On May 27, strange fungi were in abundance in Battistone Hall at Marymount of Santa Barbara. Bacteria threatened to burst from Petri dishes. Dead roses floated in mysterious substances. Fruits and vegetables emitted electrical waves, and handmade roller-coasters sent projectile marbles.
At the pool, the eighth-graders’ ROVs (remote operated vehicles) negotiated the watery depths. In the elegant Marymount Tea House, trout decided whether they preferred hip-hop or country music and then debated over colors. In the Multipurpose Room at the center of Marymount’s campus, strange green shoots burst forth from dark soil, and delicate roots took firm hold of their new environments.
Science in all its glory took over Marymount’s campus at this year’s Science Discovery Day. You might call the event a science “mutiny” except for the fact that all of the creative, carefully documented, substantiated, measured and hypothesized craziness happened with the express permission of — even enormous help from — Marymount science teachers Rodney Lee, Tim Pearson and Jannine Tuttle and the outstanding Lower School teachers in kindergarten through fourth grade.
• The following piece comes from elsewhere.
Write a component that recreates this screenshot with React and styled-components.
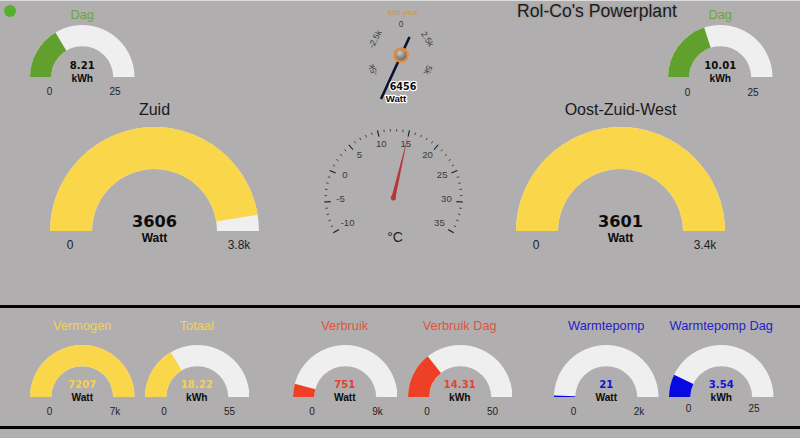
import React from 'react';
import styled, { createGlobalStyle } from 'styled-components';

const GlobalStyle = createGlobalStyle`
  html, body {
    margin: 0;
    padding: 0;
    background: #b0aeae;
  }
  body {
    font-family: "Liberation Sans", Arial, sans-serif;
    overflow: hidden;
  }
`;

const Page = styled.div`
  position: relative;
  width: 800px;
  height: 438px;
  background: #b0aeae;
  box-shadow: inset 0 1px 0 #dcdcdc;
  overflow: hidden;
`;

const StatusDot = styled.span`
  position: absolute;
  left: 4px;
  top: 5px;
  width: 12px;
  height: 12px;
  border-radius: 50%;
  background: #55b030;
`;

const TopSection = styled.section`
  display: flex;
  height: 305px;
`;

const SideColumn = styled.div`
  display: flex;
  flex-direction: column;
  width: 320px;
  flex: none;
`;

const CenterColumn = styled.div`
  display: flex;
  flex-direction: column;
  width: 160px;
  flex: none;
`;

const HeaderRow = styled.div`
  display: flex;
  align-items: flex-start;
`;

const Heading = styled.h1`
  margin: 1px 0 0 37px;
  width: 151px;
  flex: none;
  font-size: 17.6px;
  line-height: 20px;
  font-weight: 400;
  color: #1c1c1c;
  white-space: nowrap;
  text-shadow: 0 0 3px rgba(0, 0, 0, 0.18);
`;

const BottomSection = styled.section`
  display: flex;
  height: 124px;
  box-sizing: border-box;
  padding-top: 10px;
  border-top: 3px solid #050505;
  border-bottom: 3px solid #050505;
`;

const GaugeGroup = styled.div`
  display: flex;
  gap: ${props => props.$gap}px;
  margin-left: ${props => props.$left}px;
`;

const GaugeWrap = styled.div`
  flex: none;
  width: ${props => (props.$big ? 209 : 104.5)}px;
  margin-left: ${props => props.$left || 0}px;
  margin-top: ${props => props.$top || 0}px;
`;

const GaugeTitle = styled.div`
  display: flex;
  justify-content: center;
  white-space: nowrap;
  font-size: ${props => (props.$big ? 16 : 12.8)}px;
  line-height: ${props => (props.$big ? 20 : 16)}px;
  color: ${props => props.$color};
  margin-bottom: ${props => props.$gap}px;
`;

const Dial = styled.div`
  position: relative;
  height: ${props => (props.$big ? 104.5 : 52.25)}px;

  svg {
    display: block;
    width: 100%;
    height: 100%;
  }
`;

const Readout = styled.div`
  position: absolute;
  left: 0;
  right: 0;
  bottom: ${props => (props.$big ? -14.7 : -7.5)}px;
  text-align: center;
  font-weight: 700;
`;

const ReadoutValue = styled.div`
  font-family: "DejaVu Sans", Verdana, sans-serif;
  font-size: ${props => (props.$big ? 16.2 : 10.1)}px;
  line-height: ${props => (props.$big ? 18 : 13)}px;
  color: ${props => props.$color};
`;

const ReadoutUnit = styled.div`
  font-size: ${props => (props.$big ? 12 : 10.2)}px;
  line-height: ${props => (props.$big ? 15 : 13)}px;
  color: #0c0c0c;
`;

const Scale = styled.div`
  display: flex;
  justify-content: space-between;
  margin-top: ${props => props.$gap}px;
  font-size: ${props => (props.$big ? 12 : 10)}px;
  line-height: ${props => (props.$big ? 14 : 12)}px;
  color: #222;
`;

const ScaleLabel = styled.span`
  display: flex;
  justify-content: center;
  width: ${props => (props.$big ? 40 : 39)}px;
  white-space: nowrap;
`;

const DrawnGauge = styled.svg`
  display: block;
  flex: none;
  width: 160px;
  height: ${props => props.$height}px;
  font-family: "Liberation Sans", Arial, sans-serif;
`;

const TickText = styled.text`
  font-size: ${props => props.$size}px;
  fill: ${props => props.$fill};
  text-anchor: middle;
  dominant-baseline: central;
`;

const HaloText = styled.text`
  font-family: ${props => props.$family};
  font-size: 9.6px;
  font-weight: 700;
  fill: #0c0c0c;
  stroke: #fff;
  stroke-width: 2.4px;
  paint-order: stroke;
  stroke-linejoin: round;
  text-anchor: middle;
  dominant-baseline: central;
`;

const YELLOW = '#fad64b';
const GREEN = '#62a02e';
const RED = '#ee4026';
const BLUE = '#0808e0';
const TRACK = '#efefef';

const bandPath = (from, to, outer, inner) => {
  const point = (radius, t) => {
    const a = Math.PI * (1 - t);
    return `${outer + radius * Math.cos(a)} ${outer - radius * Math.sin(a)}`;
  };
  return `M${point(outer, from)} A${outer} ${outer} 0 0 1 ${point(outer, to)} L${point(inner, to)} A${inner} ${inner} 0 0 0 ${point(inner, from)} Z`;
};

const Gauge = ({
  title, value, unit, min = '0', max, ratio, color, titleColor, valueColor = '#0c0c0c',
  big, titleGap = 2, scaleGap = 9, left, top
}) => {
  const outer = big ? 104.5 : 52.25;
  const inner = big ? 62.5 : 31;
  const t = Math.min(ratio, 1);
  return (
    <GaugeWrap $big={big} $left={left} $top={top}>
      <GaugeTitle $big={big} $color={titleColor} $gap={titleGap}>{title}</GaugeTitle>
      <Dial $big={big}>
        <svg viewBox={`0 0 ${outer * 2} ${outer}`}>
          <path d={bandPath(0, 1, outer, inner)} fill={TRACK} />
          <path d={bandPath(0, t, outer, inner)} fill={color} />
        </svg>
        <Readout $big={big}>
          <ReadoutValue $big={big} $color={valueColor}>{value}</ReadoutValue>
          <ReadoutUnit $big={big}>{unit}</ReadoutUnit>
        </Readout>
      </Dial>
      <Scale $big={big} $gap={scaleGap}>
        <ScaleLabel $big={big}>{min}</ScaleLabel>
        <ScaleLabel $big={big}>{max}</ScaleLabel>
      </Scale>
    </GaugeWrap>
  );
};

const MiniPlus = () => (
  <DrawnGauge $height={108} viewBox="320 0 160 108">
    <defs>
      <radialGradient id="hub" cx="40%" cy="35%" r="75%">
        <stop offset="0%" stopColor="#c9c9c9" />
        <stop offset="100%" stopColor="#4a4a4a" />
      </radialGradient>
    </defs>
    <TickText x={403} y={12} $size={8} $fill="#d9924c">Min-plus</TickText>
    <TickText x={401} y={23.5} $size={8.5} $fill="#3c3c3c">0</TickText>
    <TickText x={375} y={39} $size={8.5} $fill="#3c3c3c" transform="rotate(-62 375 39)">-2.5k</TickText>
    <TickText x={427.5} y={39} $size={8.5} $fill="#3c3c3c" transform="rotate(58 427.5 39)">2.5k</TickText>
    <TickText x={373} y={70} $size={8.5} $fill="#3c3c3c" transform="rotate(-115 373 70)">-5k</TickText>
    <TickText x={428} y={70} $size={8.5} $fill="#3c3c3c" transform="rotate(115 428 70)">5k</TickText>
    <line x1={409.5} y1={37} x2={381} y2={99} stroke="#07142e" strokeWidth={2.6} />
    <circle cx={401} cy={55} r={6.6} fill="url(#hub)" stroke="#e78a33" strokeWidth={2.4} />
    <HaloText x={403} y={86.5} $family='"DejaVu Sans", Verdana, sans-serif'>6456</HaloText>
    <HaloText x={396} y={98.5} $family='"Liberation Sans", Arial, sans-serif'>Watt</HaloText>
  </DrawnGauge>
);

const CX = 393.5;
const CY = 198;

const polar = (value, radius) => {
  const a = ((value - 12.5) * 16) / 3 * (Math.PI / 180);
  return [CX + radius * Math.sin(a), CY - radius * Math.cos(a)];
};

const MAJORS = [-10, -5, 0, 5, 10, 15, 20, 25, 30, 35];
const MINORS = [];
for (let v = -10; v < 35; v += 1) {
  if ((v + 10) % 5 !== 0) MINORS.push(v);
}

const Thermometer = () => {
  const [tipX, tipY] = [407.7, 136.7];
  return (
    <DrawnGauge $height={142} viewBox="320 108 160 142">
      {MINORS.map(v => {
        const [x1, y1] = polar(v, 66.5);
        const [x2, y2] = polar(v, 69);
        return <line key={v} x1={x1} y1={y1} x2={x2} y2={y2} stroke="#3a3a3a" strokeWidth={0.9} />;
      })}
      {MAJORS.map(v => {
        const [x1, y1] = polar(v, 63);
        const [x2, y2] = polar(v, 69.5);
        const [tx, ty] = polar(v, 53);
        return (
          <g key={v}>
            <line x1={x1} y1={y1} x2={x2} y2={y2} stroke="#1c1c1c" strokeWidth={1.1} />
            <TickText x={tx} y={ty - 2.5} $size={9.6} $fill="#3a3a3a">{v}</TickText>
          </g>
        );
      })}
      <polygon points={`${tipX},${tipY} 391.4,197.4 395.4,198.2`} fill="#b5383c" />
      <circle cx={393.4} cy={197.8} r={2.6} fill="#b5383c" />
      <TickText x={395} y={236.5} $size={14} $fill="#222">°C</TickText>
    </DrawnGauge>
  );
};

export default function App() {
  return (
    <Page>
      <GlobalStyle />
      <StatusDot />
      <TopSection>
        <SideColumn>
          <Gauge
            title="Dag" value="8.21" unit="kWh" max="25" ratio={8.21 / 25}
            color={GREEN} titleColor="#6fa53c" left={30} top={7}
          />
          <Gauge
            big title="Zuid" value="3606" unit="Watt" max="3.8k" ratio={3606 / 3800}
            color={YELLOW} titleColor="#1a1a1a" left={50} top={1.5} titleGap={7} scaleGap={7}
          />
        </SideColumn>
        <CenterColumn>
          <MiniPlus />
          <Thermometer />
        </CenterColumn>
        <SideColumn>
          <HeaderRow>
            <Heading>Rol-Co's Powerplant</Heading>
            <Gauge
              title="Dag" value="10.01" unit="kWh" max="25" ratio={10.01 / 25}
              color={GREEN} titleColor="#6fa53c" top={7} scaleGap={10}
            />
          </HeaderRow>
          <Gauge
            big title="Oost-Zuid-West" value="3601" unit="Watt" max="3.4k" ratio={1}
            color={YELLOW} titleColor="#1a1a1a" left={36} top={0.5} titleGap={7} scaleGap={7}
          />
        </SideColumn>
      </TopSection>
      <BottomSection>
        <GaugeGroup $left={30} $gap={10}>
          <Gauge title="Vermogen" value="7207" unit="Watt" max="7k" ratio={1}
            color={YELLOW} titleColor="#f2d357" valueColor="#f4d24e" titleGap={10.7} />
          <Gauge title="Totaal" value="18.22" unit="kWh" max="55" ratio={18.22 / 55}
            color={YELLOW} titleColor="#f2d357" valueColor="#f4d24e" titleGap={10.7} />
        </GaugeGroup>
        <GaugeGroup $left={43.5} $gap={10.5}>
          <Gauge title="Verbruik" value="751" unit="Watt" max="9k" ratio={751 / 9000}
            color={RED} titleColor="#e2533d" valueColor="#e2432e" titleGap={10.7} />
          <Gauge title="Verbruik Dag" value="14.31" unit="kWh" max="50" ratio={14.31 / 50}
            color={RED} titleColor="#e2533d" valueColor="#e2432e" titleGap={10.7} />
        </GaugeGroup>
        <GaugeGroup $left={42} $gap={10.5}>
          <Gauge title="Warmtepomp" value="21" unit="Watt" max="2k" ratio={21 / 2000}
            color={BLUE} titleColor="#2222cc" valueColor="#1212d8" titleGap={10.7} />
          <Gauge title="Warmtepomp Dag" value="3.54" unit="kWh" max="25" ratio={3.54 / 25}
            color={BLUE} titleColor="#2222cc" valueColor="#1212d8" titleGap={10.7} scaleGap={6} />
        </GaugeGroup>
      </BottomSection>
    </Page>
  );
}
The word “mutiny” should be replaced with “celebration.” This year’s Science Discovery Day at Marymount of Santa Barbara was indeed a celebration.
Students paired up with their school buddies. Fifth-graders locked elbows with kindergartners, and seventh-graders with third-graders, etc., to discover and enjoy the student-created science projects. Parents were in abundance, too, and were poking, sending off projectile marbles, and expressing surprise and delight alongside the students.
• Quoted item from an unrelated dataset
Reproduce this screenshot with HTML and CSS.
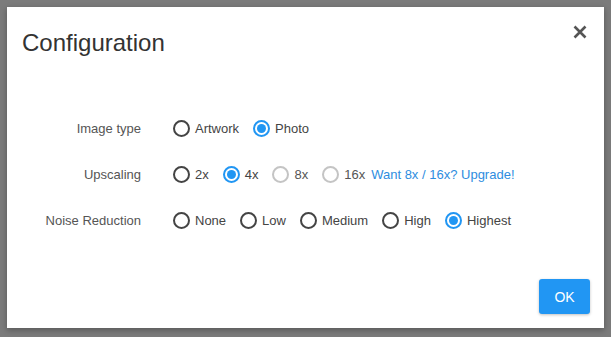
FILE: index.html
```html
<!DOCTYPE html>
<html lang="en">
<head>
  <meta charset="UTF-8" />
  <title>Configuration</title>
  <link rel="stylesheet" href="styles.css">
</head>
<body>

<div class="backdrop">
  <div class="modal">
    <div class="modal-header">
      <div class="modal-title">Configuration</div>
      <button type="button" class="btn-close" aria-label="Close">
        <svg width="14" height="14" viewBox="0 0 14 14">
          <path d="M1.5 1.5 L12.5 12.5 M12.5 1.5 L1.5 12.5" stroke="#555" stroke-width="2.6" fill="none"/>
        </svg>
      </button>
    </div>

    <form class="modal-body">
      <!-- Image type -->
      <div class="row">
        <div class="row-label">Image type</div>
        <div class="options">
          <label><input type="radio" name="type" value="artwork"> Artwork</label>
          <label><input type="radio" name="type" value="photo" checked> Photo</label>
        </div>
      </div>

      <!-- Upscaling -->
      <div class="row">
        <div class="row-label">Upscaling</div>
        <div class="options">
          <label><input type="radio" name="scale" value="2"> 2x</label>
          <label><input type="radio" name="scale" value="4" checked> 4x</label>
          <label class="disabled"><input type="radio" name="scale" value="8" disabled> 8x</label>
          <label class="disabled"><input type="radio" name="scale" value="16" disabled> 16x</label>
          <a class="upgrade" href="#">Want 8x / 16x? Upgrade!</a>
        </div>
      </div>

      <!-- Noise reduction -->
      <div class="row">
        <div class="row-label">Noise Reduction</div>
        <div class="options">
          <label><input type="radio" name="noise" value="none"> None</label>
          <label><input type="radio" name="noise" value="low"> Low</label>
          <label><input type="radio" name="noise" value="medium"> Medium</label>
          <label><input type="radio" name="noise" value="high"> High</label>
          <label><input type="radio" name="noise" value="highest" checked> Highest</label>
        </div>
      </div>
    </form>

    <div class="modal-footer">
      <button type="button" class="btn-ok">OK</button>
    </div>
  </div>
</div>

</body>
</html>
```

FILE: styles.css
```css
body {
  margin: 0;
  font-family: "Liberation Sans", Arial, sans-serif;
  background-color: #7b7b7b;
}

.backdrop {
  height: 337px;
  padding: 7px;
  box-sizing: border-box;
}

.modal {
  width: 597px;
  height: 321px;
  background-color: #fff;
  display: flex;
  flex-direction: column;
  box-shadow: 0 2px 6px rgba(0, 0, 0, 0.3);
}

.modal-header {
  display: flex;
  justify-content: space-between;
  align-items: flex-start;
  padding: 22px 17px 0 15px;
}

.modal-title {
  font-size: 24px;
  line-height: 28px;
  color: #333;
}

.btn-close {
  border: none;
  background: none;
  padding: 0;
  margin-top: -4px;
  display: flex;
  cursor: pointer;
}

.modal-body {
  flex: 1;
  padding-top: 60px;
  display: flex;
  flex-direction: column;
  gap: 24px;
}

.row {
  display: flex;
  align-items: center;
  height: 22px;
  font-size: 13px;
}

.row-label {
  width: 134px;
  text-align: right;
  color: #555;
}

.options {
  display: flex;
  align-items: center;
  gap: 14px;
  margin-left: 32px;
}

label {
  display: flex;
  align-items: center;
  gap: 5px;
  color: #444;
  cursor: pointer;
}

input[type="radio"] {
  appearance: none;
  -webkit-appearance: none;
  margin: 0;
  width: 17px;
  height: 17px;
  border: 2px solid #444;
  border-radius: 50%;
  box-sizing: border-box;
  display: flex;
  align-items: center;
  justify-content: center;
}

input[type="radio"]:checked {
  border-color: #2196f3;
}

input[type="radio"]:checked::after {
  content: "";
  width: 9px;
  height: 9px;
  border-radius: 50%;
  background-color: #2196f3;
}

.disabled {
  color: #555;
}

.disabled input[type="radio"] {
  border-color: #c4c4c4;
}

.upgrade {
  margin-left: -8px;
  color: #2e8de0;
  text-decoration: none;
}

.modal-footer {
  display: flex;
  justify-content: flex-end;
  padding: 0 14px 14px 0;
}

.btn-ok {
  width: 51px;
  height: 35px;
  border: none;
  border-radius: 3px;
  background-color: #2196f3;
  color: #fff;
  font-family: "Liberation Sans", Arial, sans-serif;
  font-size: 14px;
  box-shadow: 0 1px 3px rgba(0, 0, 0, 0.25);
  cursor: pointer;
}
```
Marymount’s Science Discovery Day is an event that the school has hosted for seven consecutive years and is the culmination of months of work and study in science. The event has interactive displays and experiments. Visitors can participate. There are also quiet displays that demonstrate careful scientific process and discipline.
“Our fifth-graders utilize an experimental design process and are tasked with forming a testable question which can then be answered via the results garnered from their experiment. It’s fun, but serious science whereby they not only have fun running their experiments, but also incorporate the use of scientific tools, take careful observations, and record their quantitative and qualitative data,” Lee said.
“I loved my third-grade buddy’s demonstration of her lever and pulley system,” a Marymount seventh-grader said. “I have experienced two Marymount Science Discovery Days, and I can’t wait for next year’s. ROVs, here I come!”
— Molly Seguel is the director of admissions for Marymount of Santa Barbara.